Ukraine has experienced two powerful social movements in the 21st century – the Orange Revolution and EuroMaidan. How do you assess these events from the point of view of establishing democratic political order?

Euromaidan is a grand historical event, a grand battle for the spread of modern forms of democratic rule
These are extremely important, positive and necessary events. But the problem is in what happens after the establishment of a new political regime. Ukraine’s main problem after the Orange Revolution were the tensions in the power structure, mostly between Viktor Yushchenko and Yulia Tymoshenko. They were so busy fighting one another that it led to the growth of corruption. That’s why they couldn’t overcome the influence of the oligarchs, who gradually regained control over the country. As I see it, there is more optimism in the aftermath of Euromaidan. Your current leaders, in my opinion, managed to somewhat lower the level of corruption and implement principles of public management in the governance process.

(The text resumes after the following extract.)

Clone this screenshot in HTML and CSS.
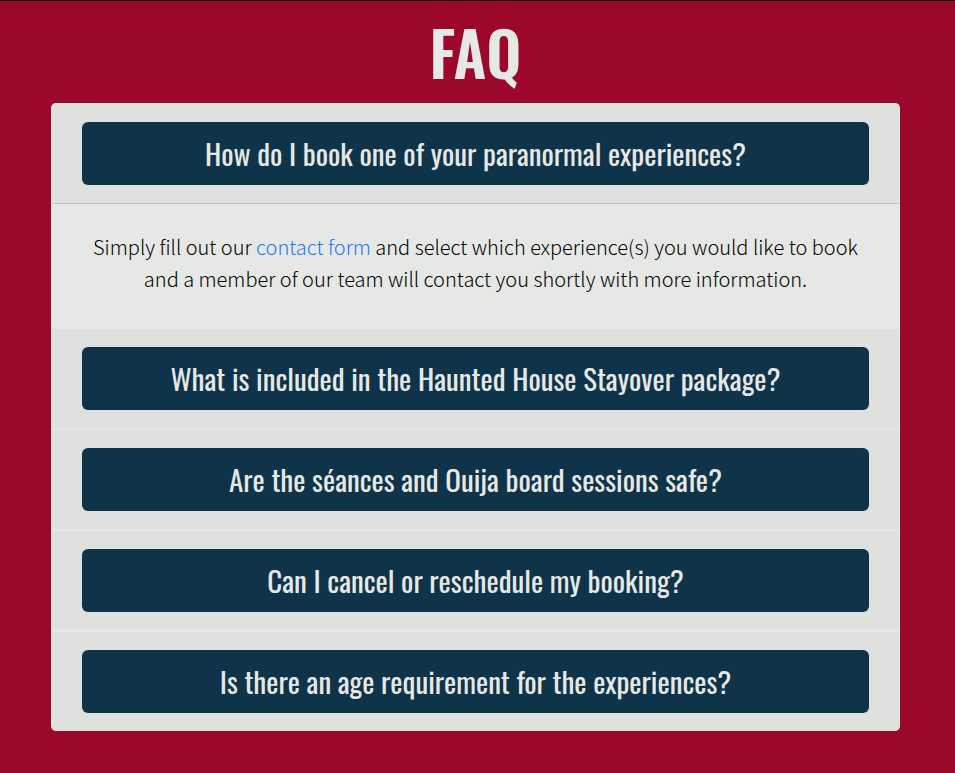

I know you have visited Ukraine more than once. What are your impressions of our country and what do you wish for our politics?

I am very concerned with the development prospects of Ukraine – you have serious reforms being implemented, there are a great deal of NGOs actively developing civil society. In this regard, I believe, the US and EU are providing inadequate support for a strong and healthy Ukrainian society, especially when it has run into serious problems that affect the interests of the global community.

I have a lot of good friends in your county. I consider Euromaidan a grand historical event and one of the most significant of our time. Its meaning transcends far beyond the scope of Ukraine. It’s a grand battle for the spread of modern forms of democratic rule. I hope those who have risen to power will learn to use it in the interests of the country and the whole of society.